_DIRECTIONS:_
Copy out each line featuring the string "React" from the entries beneath.

_RECORD EXTRACTS:_
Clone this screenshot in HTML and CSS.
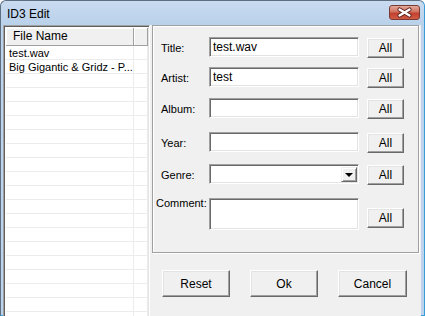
FILE: index.html
```html
<!DOCTYPE html>
<html>
<head>
  <title>ID3 Edit</title>
  <link rel="stylesheet" href="styles.css">
</head>
<body>
  <div class="window">
    <div class="titlebar">
      <span class="title">ID3 Edit</span>
      <div class="close-btn">
        <svg width="31" height="15" viewBox="0 0 31 15">
          <path d="M10.5 4.5 L20.5 10.5 M20.5 4.5 L10.5 10.5" stroke="#5a1d18" stroke-width="4.2" stroke-linecap="round"/>
          <path d="M10.5 4.5 L20.5 10.5 M20.5 4.5 L10.5 10.5" stroke="#fff" stroke-width="2.4" stroke-linecap="round"/>
        </svg>
      </div>
    </div>

    <div class="client">
      <div class="file-list">
        <div class="list-header">
          <div class="col-name">File Name</div>
          <div class="col-rest"></div>
        </div>
        <div class="list-body">
          <div class="list-row"><div class="cell-name">test.wav</div><div class="cell-rest"></div></div>
          <div class="list-row"><div class="cell-name">Big Gigantic &amp; Gridz - P...</div><div class="cell-rest"></div></div>
          <div class="list-row"><div class="cell-name"></div><div class="cell-rest"></div></div>
          <div class="list-row"><div class="cell-name"></div><div class="cell-rest"></div></div>
          <div class="list-row"><div class="cell-name"></div><div class="cell-rest"></div></div>
          <div class="list-row"><div class="cell-name"></div><div class="cell-rest"></div></div>
          <div class="list-row"><div class="cell-name"></div><div class="cell-rest"></div></div>
          <div class="list-row"><div class="cell-name"></div><div class="cell-rest"></div></div>
          <div class="list-row"><div class="cell-name"></div><div class="cell-rest"></div></div>
          <div class="list-row"><div class="cell-name"></div><div class="cell-rest"></div></div>
          <div class="list-row"><div class="cell-name"></div><div class="cell-rest"></div></div>
          <div class="list-row"><div class="cell-name"></div><div class="cell-rest"></div></div>
          <div class="list-row"><div class="cell-name"></div><div class="cell-rest"></div></div>
          <div class="list-row"><div class="cell-name"></div><div class="cell-rest"></div></div>
          <div class="list-row"><div class="cell-name"></div><div class="cell-rest"></div></div>
          <div class="list-row"><div class="cell-name"></div><div class="cell-rest"></div></div>
          <div class="list-row"><div class="cell-name"></div><div class="cell-rest"></div></div>
          <div class="list-row"><div class="cell-name"></div><div class="cell-rest"></div></div>
          <div class="list-row"><div class="cell-name"></div><div class="cell-rest"></div></div>
          <div class="list-row"><div class="cell-name"></div><div class="cell-rest"></div></div>
        </div>
      </div>

      <div class="editor">
        <div class="tag-group">
          <div class="field">
            <label>Title:</label>
            <div class="textbox">test.wav</div>
            <div class="btn btn-all">All</div>
          </div>
          <div class="field gap-sm">
            <label>Artist:</label>
            <div class="textbox">test</div>
            <div class="btn btn-all">All</div>
          </div>
          <div class="field">
            <label>Album:</label>
            <div class="textbox"></div>
            <div class="btn btn-all">All</div>
          </div>
          <div class="field gap-lg">
            <label>Year:</label>
            <div class="textbox"></div>
            <div class="btn btn-all">All</div>
          </div>
          <div class="field gap-md">
            <label>Genre:</label>
            <div class="textbox combo">
              <div class="combo-btn"><span class="arrow"></span></div>
            </div>
            <div class="btn btn-all">All</div>
          </div>
          <div class="field field-comment gap-lg">
            <label>Comment:</label>
            <div class="textbox memo"></div>
            <div class="btn btn-all">All</div>
          </div>
        </div>

        <div class="actions">
          <div class="btn btn-big">Reset</div>
          <div class="btn btn-big">Ok</div>
          <div class="btn btn-big">Cancel</div>
        </div>
      </div>
    </div>
  </div>
</body>
</html>
```

FILE: styles.css
```css
body {
  margin: 0;
  font-family: "Liberation Sans", Arial, sans-serif;
  font-size: 11px;
  color: #000;
}

.window {
  width: 425px;
  height: 316px;
  box-sizing: border-box;
  display: flex;
  flex-direction: column;
  background: #bcd3ec;
  border: 1px solid #5e6f82;
  border-bottom-color: #2fa4dc;
  border-right-color: #3b9bd6;
  border-radius: 6px 6px 0 0;
  padding: 0 3px 2px 2px;
}

/* title bar */
.titlebar {
  height: 24px;
  display: flex;
  background: linear-gradient(#c9dbef, #b9d1ea);
  margin: 0 -3px 0 -2px;
  padding: 0 3px 0 2px;
  border-radius: 6px 6px 0 0;
}
.title {
  font-size: 12px;
  line-height: 24px;
  padding-left: 4px;
  padding-top: 1px;
}
.close-btn {
  margin-left: auto;
  margin-top: 4px;
  margin-right: 1px;
  width: 31px;
  height: 15px;
  box-sizing: border-box;
  border: 1px solid #7a3a33;
  border-radius: 3px;
  background: linear-gradient(#e3a99b, #d0735f 45%, #c2402f 55%, #cf5b45);
  display: flex;
  align-items: center;
  justify-content: center;
}
.close-btn svg {
  display: block;
  margin: -1px;
}

.client {
  flex: 1;
  display: flex;
  background: #f0f0f0;
}

/* list view */
.file-list {
  width: 147px;
  box-sizing: border-box;
  border: 1px solid;
  border-color: #a0a0a0 #fff #fff #a0a0a0;
  padding: 1px;
  box-shadow: inset 1px 1px #5f5f5f, inset -1px -1px #e3e3e3;
  background: #fff;
  display: flex;
  flex-direction: column;
  overflow: hidden;
}
.list-header {
  height: 18px;
  flex-shrink: 0;
  display: flex;
  margin: 1px 0 0 1px;
}
.col-name, .col-rest {
  box-sizing: border-box;
  background: #f0f0f0;
  border-right: 1px solid #a0a0a0;
  border-bottom: 1px solid #a0a0a0;
  box-shadow: inset 1px 1px #fff;
  line-height: 17px;
}
.col-name {
  width: 128px;
  padding-left: 7px;
  font-size: 12px;
}
.col-rest {
  flex: 1;
}
.list-body {
  flex: 1;
  overflow: hidden;
  margin-left: 1px;
}
.list-row {
  height: 14px;
  box-sizing: border-box;
  display: flex;
  border-bottom: 1px solid #ececec;
}
.cell-name {
  width: 128px;
  box-sizing: border-box;
  border-right: 1px solid #ececec;
  padding-left: 3px;
  line-height: 14px;
  font-size: 11px;
  white-space: nowrap;
  overflow: hidden;
}
.cell-rest {
  flex: 1;
  border-right: 1px solid #ececec;
}

/* right side */
.editor {
  flex: 1;
  display: flex;
  flex-direction: column;
  margin: 0 2px 0 2px;
}
.tag-group {
  height: 228px;
  box-sizing: border-box;
  border: 1px solid #a0a0a0;
  box-shadow: inset 1px 1px #fff, 1px 1px #fff;
  padding: 11px 0 0 8px;
}
.field {
  display: grid;
  grid-template-columns: 40px 150px 37px;
  column-gap: 8px;
  height: 20px;
  margin-top: 11px;
}
.field:first-child {
  margin-top: 0;
}
.field.gap-sm { margin-top: 10px; }
.field.gap-md { margin-top: 12px; }
.field.gap-lg { margin-top: 14px; }

.field label {
  align-self: center;
  white-space: nowrap;
}
.field-comment {
  height: 32px;
}
.field-comment label {
  align-self: start;
  margin-left: -5px;
  margin-top: -1px;
}
.field-comment .btn-all {
  align-self: end;
  margin-bottom: 2px;
}

.textbox {
  box-sizing: border-box;
  height: 20px;
  background: #fff;
  border: 1px solid;
  border-color: #a0a0a0 #fff #fff #a0a0a0;
  box-shadow: inset 1px 1px #696969, inset -1px -1px #e3e3e3;
  padding: 0 3px;
  line-height: 18px;
  font-size: 12px;
}
.memo {
  height: 32px;
}
.combo {
  position: relative;
  padding: 2px 1px 1px 2px;
  display: flex;
  justify-content: flex-end;
}
.combo-btn {
  width: 16px;
  box-sizing: border-box;
  background: #f0f0f0;
  border: 1px solid;
  border-color: #f0f0f0 #696969 #696969 #f0f0f0;
  box-shadow: inset 1px 1px #fff, inset -1px -1px #a0a0a0;
  display: flex;
  align-items: center;
  justify-content: center;
}
.arrow {
  width: 0;
  height: 0;
  border-left: 4px solid transparent;
  border-right: 4px solid transparent;
  border-top: 4px solid #000;
  margin-top: 1px;
}

.btn {
  box-sizing: border-box;
  background: #f0f0f0;
  border: 1px solid;
  border-color: #fff #696969 #696969 #fff;
  box-shadow: inset -1px -1px #a0a0a0, inset 1px 1px #e3e3e3;
  display: flex;
  align-items: center;
  justify-content: center;
  font-size: 12px;
}
.btn-all {
  height: 20px;
  margin-top: 1px;
}

.actions {
  display: flex;
  gap: 20px;
  margin-top: 17px;
  padding-left: 10px;
}
.btn-big {
  width: 68px;
  height: 27px;
}
.btn-big:last-child {
  width: 69px;
}
```
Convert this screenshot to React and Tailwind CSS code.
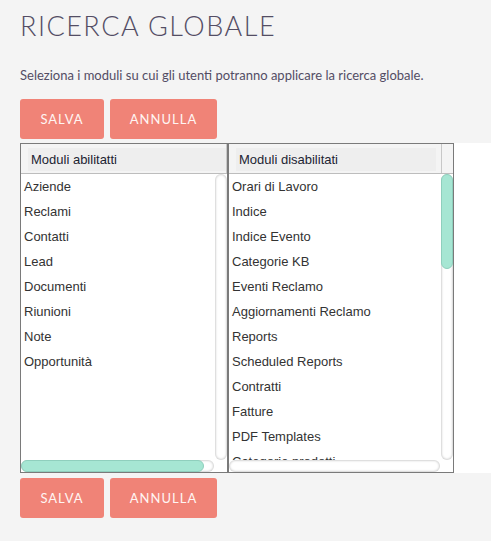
import React from "react";

const enabled = ["Aziende", "Reclami", "Contatti", "Lead", "Documenti", "Riunioni", "Note", "Opportunità"];
const disabled = [
  "Orari di Lavoro",
  "Indice",
  "Indice Evento",
  "Categorie KB",
  "Eventi Reclamo",
  "Aggiornamenti Reclamo",
  "Reports",
  "Scheduled Reports",
  "Contratti",
  "Fatture",
  "PDF Templates",
  "Categorie prodotti",
];

function Buttons() {
  return (
    <div className="flex gap-[6px]">
      <button className="h-10 w-[84px] rounded-[3px] bg-[#f08377] pt-[1px] text-[13px] tracking-[1px] text-[#fff5f3] font-['Lato',sans-serif]">
        SALVA
      </button>
      <button className="h-10 w-[107px] rounded-[3px] bg-[#f08377] pt-[1px] text-[13px] tracking-[1px] text-[#fff5f3] font-['Lato',sans-serif]">
        ANNULLA
      </button>
    </div>
  );
}

function Column({ title, items, vThumb, hThumb, width, tail }) {
  return (
    <div className="flex flex-col h-full" style={{ width }}>
      <div className="h-[30px] flex bg-[#f4f4f4] border-b border-[#bdbdbd]">
        <div className="flex-1 pt-1 pb-[2px] pl-[7px]">
          <div className="h-full bg-[#eeeeee] flex items-center pl-[3px] text-[13px] text-[#1d2433]">{title}</div>
        </div>
        {tail ? (
          <div className="flex">
            <div className="w-[5px]" />
            <div className="w-[12px] border-l border-[#c8c8c8]" />
          </div>
        ) : (
          <div className="w-[1px] border-l border-[#c8c8c8]" />
        )}
      </div>
      <div className="flex flex-1 min-h-0">
        <div className="flex-1 overflow-hidden pl-[3px] text-[13px] text-[#333]">
          {items.map((it) => (
            <div key={it} className="h-[25px] leading-[25px] whitespace-nowrap">
              {it}
            </div>
          ))}
        </div>
        <div className="w-[12px] rounded-full bg-white shadow-[inset_0_0_2px_1px_#d4d4d4] flex flex-col">
          {vThumb && <div className="h-[95px] rounded-full bg-[#a6e6d3] border border-[#8fcfbd]" />}
        </div>
      </div>
      <div className="h-[12px] flex">
        <div className="flex-1 rounded-full bg-white shadow-[inset_0_0_2px_1px_#d4d4d4] flex">
          {hThumb && <div className="w-[183px] rounded-full bg-[#a6e6d3] border border-[#8fcfbd]" />}
        </div>
        <div className="w-[13px]" />
      </div>
    </div>
  );
}

export default function App() {
  return (
    <div className="min-h-screen bg-[#f4f4f4] font-['Liberation_Sans',Arial,sans-serif]">
      <div className="pl-5 pt-[10px]">
        <h1 className="text-[27px] leading-[32px] font-light tracking-[1.5px] text-[#534d64] font-['Lato',sans-serif]">
          RICERCA GLOBALE
        </h1>
        <p className="mt-[25px] text-[13px] leading-[16px] text-[#534d64] font-['Lato',sans-serif]">
          Seleziona i moduli su cui gli utenti potranno applicare la ricerca globale.
        </p>
        <div className="mt-[16px]">
          <Buttons />
        </div>
      </div>
      <div className="mt-1 ml-5 bg-white">
        <div className="w-[434px] h-[330px] border border-[#7a7a7a] flex">
          <Column title="Moduli abilitatti" items={enabled} hThumb width={206} />
          <div className="w-[2px] bg-[#7a7a7a]" />
          <Column title="Moduli disabilitati" items={disabled} vThumb tail width={224} />
        </div>
      </div>
      <div className="pl-5 mt-[5px]">
        <Buttons />
      </div>
    </div>
  );
}
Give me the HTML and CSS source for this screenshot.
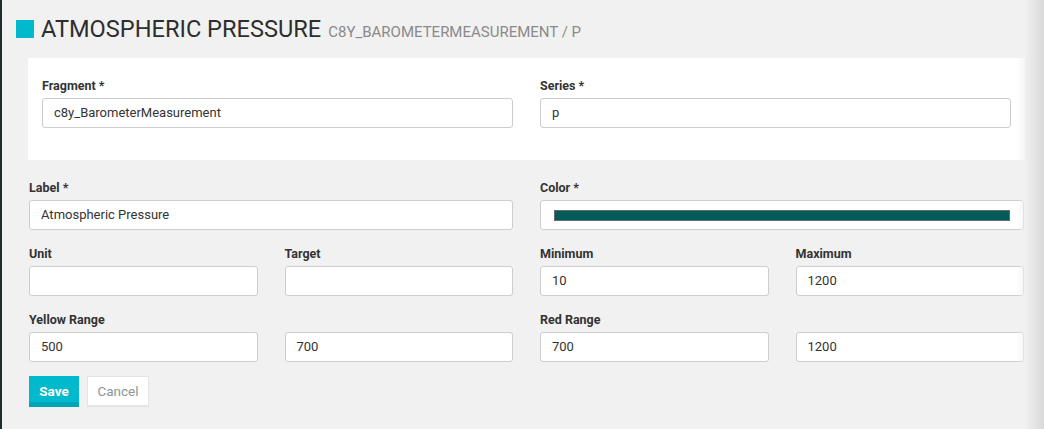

_TASK ANSWER:_
Convert this screenshot to React and Tailwind CSS code.
import React from "react";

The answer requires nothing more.